FB Bombas covers all process points up to 4% consistency with the standard FBCN line and semi-open impeller variants. Above this, especially in thick-stock preparation stages (5% to 14%), the Brazilian market traditionally uses imported Sulzer Ahlstar A-series or Andritz Stock Pump pumps — FB Bombas does not compete in this specific very-high-consistency range, keeping focus on the range where its technology is competitive and mature. For consistencies between 4% and 6% with moderate flow, there are hybrid solutions with modified FBCN that may be evaluated case by case, but honest scope is: 0 to 4% consistency is FB, above 6% is not.
| Consistency (%) | Typical application | Technology | FB scope |
|---|---|---|---|
| 1 to 2 | White water, showers, effluent | Standard FBCN | Yes |
| 2 to 4 | Post-wash brown stock | FBCN closed or semi-open impeller | Yes |
| 4 to 6 | Stock in storage towers | Modified FBCN or pulp pump | Case by case |
| 6 to 15 | Thick stock preparation | Dedicated pulp pump (Sulzer Ahlstar, Andritz) | No |
5. ECF/TCF bleaching: aggressive chemistry and duplex materials
The bleaching plant is the most corrosive section of the Kraft process. Brazilian market pulp is predominantly produced by the ECF (Elemental Chlorine Free) process, using chlorine dioxide (ClO₂) and hydrogen peroxide (H₂O₂) in a sequence of D0-E0-D1-E1-D2 stages, each with specific chemistry: D0 uses ClO₂ in acid medium, E0 uses NaOH + O₂ in alkaline medium, D1 repeats D0 chemistry at different concentration, E1 repeats E0 chemistry, and so on. Temperature varies from 60 to 90 °C, pH oscillates from 2 to 12 within the same plant, and chlorides at moderate concentration are always present. This combination makes bleaching the most demanding service in the mill in terms of corrosion.
For FBCN in bleaching service, 316L is insufficient in ClO₂ stages due to chloride pitting risk. The standard recommendation is duplex 2205 (UNS S32205), which combines chlorinated-medium corrosion resistance with adequate mechanical toughness. In D0 and D1 chlorine dioxide stages at high temperature (>80 °C), it may be necessary to migrate to super duplex 2507 or superaustenitic 254 SMO. Sealing is also critical: Plan 53B double seal with compatible barrier fluid, solid silicon carbide faces, PTFE or Kalrez elastomer. The system needs active seal face cooling because high localized temperature exponentially increases the corrosion rate in chlorinated medium.
6. Paper machine and thermal oil dryers
The paper machine integrates the mill's final pumping points. The white water circuit recirculates filtrate from wire sections and head box, with large flows (500 to 3,000 m³/h) in standard FBCN with moderate-pH-compatible material. Wire and felt cleaning showers demand elevated pressure (10 to 20 bar), typically handled by multi-stage FBCN or single-stage FBCN with increased rotation. Broke (paper rejected at cutting or shutdowns) is pumped back to the stock preparation circuit and falls under the same consistency logic — FB up to 4%, dedicated pump above that.

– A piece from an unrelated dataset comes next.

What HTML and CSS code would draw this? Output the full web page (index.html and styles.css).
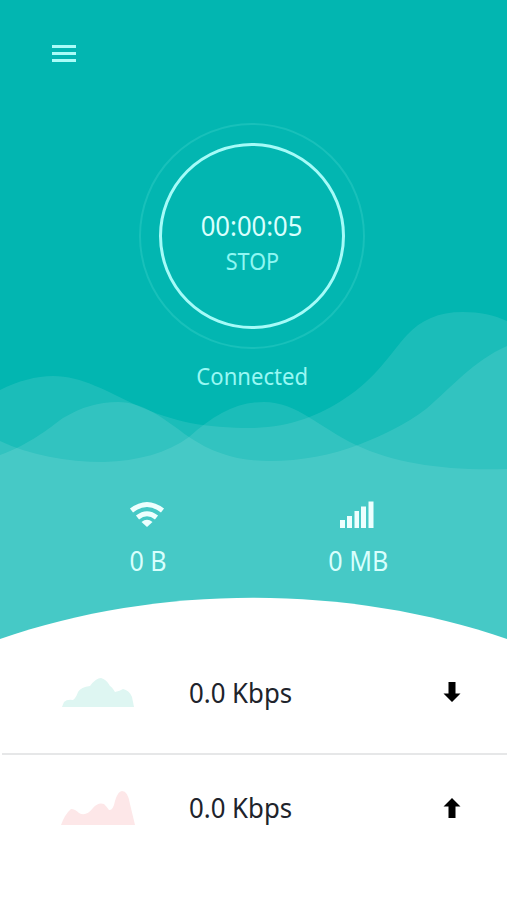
FILE: index.html
```html
<!DOCTYPE html>
<html lang="en">
<head>
    <meta charset="UTF-8">
    <meta name="viewport" content="width=device-width, initial-scale=1.0">
    <title>Connection</title>
    <link rel="stylesheet" href="styles.css">
</head>
<body>

<section class="hero">
    <!-- Waves and the white curve sit behind the content -->
    <svg class="waves" viewBox="0 0 507 640" preserveAspectRatio="none">
        <path class="wave" d="M0 390C18 381 36 376 53 376C82 376 108 392 136 405C174 422 204 428 253 428C291 427 320 415 344 399C377 378 391 352 407 335C421 320 438 312 463 312C480 312 494 315 507 321V640H0Z"/>
        <path class="wave" d="M0 455C30 444 48 429 63 418C82 407 98 402 118 402C144 402 164 419 189 437C213 453 237 461 270 461C301 461 332 455 358 445C383 435 405 425 426 409C453 386 473 361 507 346V640H0Z"/>
        <path class="wave" d="M0 441C30 455 66 462 104 462C138 461 167 453 189 437C214 415 236 402 264 402C297 402 320 428 356 445C396 464 449 471 507 469V640H0Z"/>
        <path class="curve" d="M0 639C159 584 347 584 507 639V640H0Z"/>
    </svg>

    <button class="menu-button" aria-label="Menu">
        <span></span>
        <span></span>
        <span></span>
    </button>

    <div class="ring">
        <button class="stop-button">
            <span class="timer">00:00:05</span>
            <span class="stop">STOP</span>
        </button>
    </div>
    <p class="status">Connected</p>

    <div class="usage">
        <div class="usage-item">
            <svg class="usage-icon" width="36" height="28" viewBox="0 0 36 28">
                <path class="arc" d="M2.500 10.500Q18 -1.500 33.500 10.500M8.500 17.500Q18 10 27.500 17.500"/>
                <path class="dot" d="M12.500 22Q18 17.500 23.500 22L18 27Z"/>
            </svg>
            <span class="usage-text">0 B</span>
        </div>
        <div class="usage-item">
            <svg class="usage-icon" width="36" height="28" viewBox="0 0 36 28">
                <path class="dot" d="M1 20h5v8h-5zM8 16h5v12h-5zM15.500 11h4.500v17h-4.500zM22 6.500h5v21.500h-5zM29.500 1.500h5v26.500h-5z"/>
            </svg>
            <span class="usage-text">0 MB</span>
        </div>
    </div>
</section>

<section class="speeds">
    <div class="speed-row">
        <svg class="chart download" width="74" height="38" viewBox="0 0 74 38">
            <path d="M1 34L3 29Q6 26 12 27Q15 25 17 19Q20 14 29 13Q35 5 40 5Q45 6 49 13Q51 14 54 19Q59 18 62 16Q68 17 71 24L73 34Z"/>
        </svg>
        <span class="speed">0.0 Kbps</span>
        <svg class="arrow" width="18" height="22" viewBox="0 0 18 22">
            <path d="M5.500 1h7v11.500h5l-8.500 8.500-8.500-8.500h5z"/>
        </svg>
    </div>
    <div class="speed-row">
        <svg class="chart upload" width="74" height="38" viewBox="0 0 74 38">
            <path d="M0 36Q4 25 10 20Q14 20 18 24Q25 28 32 19Q37 13 43 15Q45 17 48 21Q52 22 54 12Q57 2 61 2Q67 2 69 15L74 36Z"/>
        </svg>
        <span class="speed">0.0 Kbps</span>
        <svg class="arrow" width="18" height="22" viewBox="0 0 18 22">
            <path d="M5.500 21h7v-11.500h5l-8.500-8.500-8.500 8.500h5z"/>
        </svg>
    </div>
</section>

</body>
</html>
```
FILE: styles.css
```css
* {
    margin: 0;
    padding: 0;
    box-sizing: border-box;
}
body {
    font-family: "Noto Sans", "Open Sans", sans-serif;
    background-color: #fff;
    height: 900px;
    overflow: hidden;
}
button {
    background: none;
    border: none;
    font-family: inherit;
    cursor: pointer;
}
.hero {
    position: relative;
    isolation: isolate;
    height: 639px;
    background-color: #02b6b1;
    display: flex;
    flex-direction: column;
    align-items: center;
}
.waves {
    position: absolute;
    top: 0;
    left: 0;
    width: 100%;
    height: 640px;
    z-index: -1;
}
.wave {
    fill: #fff;
    fill-opacity: 0.1;
}
.curve {
    fill: #fff;
}
.menu-button {
    align-self: flex-start;
    margin: 45px 0 0 52px;
    width: 24px;
    height: 17px;
    display: flex;
    flex-direction: column;
    justify-content: space-between;
}
.menu-button span {
    height: 3px;
    background-color: #a9fcf8;
}
.ring {
    width: 226px;
    height: 226px;
    margin-top: 61px;
    margin-right: 3px;
    border: 2px solid #18c0ba;
    border-radius: 50%;
    display: flex;
    justify-content: center;
    align-items: center;
}
.stop-button {
    width: 186px;
    height: 186px;
    border: 3px solid #a5fbf8;
    border-radius: 50%;
    display: flex;
    flex-direction: column;
    align-items: center;
    padding-top: 62px;
}
.timer {
    font-size: 27px;
    line-height: 36px;
    color: #d9fffd;
    transform: scaleX(0.95);
}
.stop {
    font-size: 23px;
    line-height: 35px;
    color: #8ff7f3;
    transform: scaleX(0.94);
}
.status {
    font-size: 23px;
    line-height: 32px;
    margin-top: 11px;
    margin-right: 2px;
    color: #99f8f4;
    transform: scaleX(0.96);
}
.usage {
    display: grid;
    grid-template-columns: 210px 210px;
    margin-top: 108px;
}
.usage-item {
    display: flex;
    flex-direction: column;
    align-items: center;
}
.usage-icon {
    margin-right: 4px;
}
.usage-text {
    font-size: 27px;
    line-height: 36px;
    margin-top: 15px;
    color: #d9fffd;
    transform: scaleX(0.93);
}
.arc {
    fill: none;
    stroke: #edfffe;
    stroke-width: 5;
}
.dot {
    fill: #edfffe;
}
.speed-row {
    height: 114px;
    padding: 0 46px 8px 61px;
    display: flex;
    align-items: center;
}
.speed-row + .speed-row {
    height: 115px;
    margin-left: 2px;
    padding-left: 59px;
    border-top: 2px solid #e6e7e8;
}
.chart {
    margin-right: 54px;
}
.download {
    fill: #def6f2;
}
.upload {
    fill: #fde7e8;
}
.speed {
    font-size: 27px;
    color: #20232b;
    flex: 1;
    transform: scaleX(0.955);
    transform-origin: left;
}
```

The drying section of the paper machine is where the FBOT line comes in. In modern machines, dryer cylinders are heated by thermal oil (as an alternative to saturated steam) at temperatures of 260 to 300 °C, enabling greater energy efficiency and more precise temperature control than steam. The thermal oil circuit is closed, with boiler, expansion tank, heat exchangers on the cylinders and circulation pumps. FBOT is the appropriate pump for this application: designed for high-temperature fluid, natural-convection-cooled seal chamber, oversized bearings, materials compatible with Therminol/Dowtherm/Marlotherm. Typical flows in paper machines range from 150 to 800 m³/h at pressures of 5 to 12 bar.
7. Brazilian pulp and paper market: context and operators
Brazil is the world's second-largest producer of short-fiber (eucalyptus) pulp and is among the top ten global paper producers. Current installed capacity is approximately 25 million tons per year of pulp, with growth expected to 30 million by 2028 considering projects in progress. The main operators are: Suzano (world's largest in eucalyptus, >12 million t/year capacity after Fibria merger), Klabin (Brazil's largest packaging and kraftliner producer, >4 million t/year), Bracell (current leader in soluble pulp), CMPC Celulose Riograndense, Eldorado Brasil Celulose, Ibema and CENIBRA. The most recent greenfield projects (Suzano Cerrado, Bracell Lençóis, Klabin PUMA II) adopted international energy efficiency standards, including electric cogeneration from black liquor burning in the recovery boiler — a synergy with the power plant cluster on the FB site.
From a pump standpoint, the Brazilian pulp and paper market is well divided: specialized high-consistency pumps and critical process pumps traditionally come from European manufacturers (Sulzer, Andritz, KSB), while auxiliaries, utilities, effluents, partial bleaching, paper machine and thermal oil are served by national manufacturers. FB Bombas positions itself as the dominant national supplier in this second group, with more than four decades of supply history to all major sector operators, competitive advantage in delivery time (12 to 20 weeks vs 40 to 60 weeks for imported equipment) and local technical support for commissioning, maintenance and retrofit.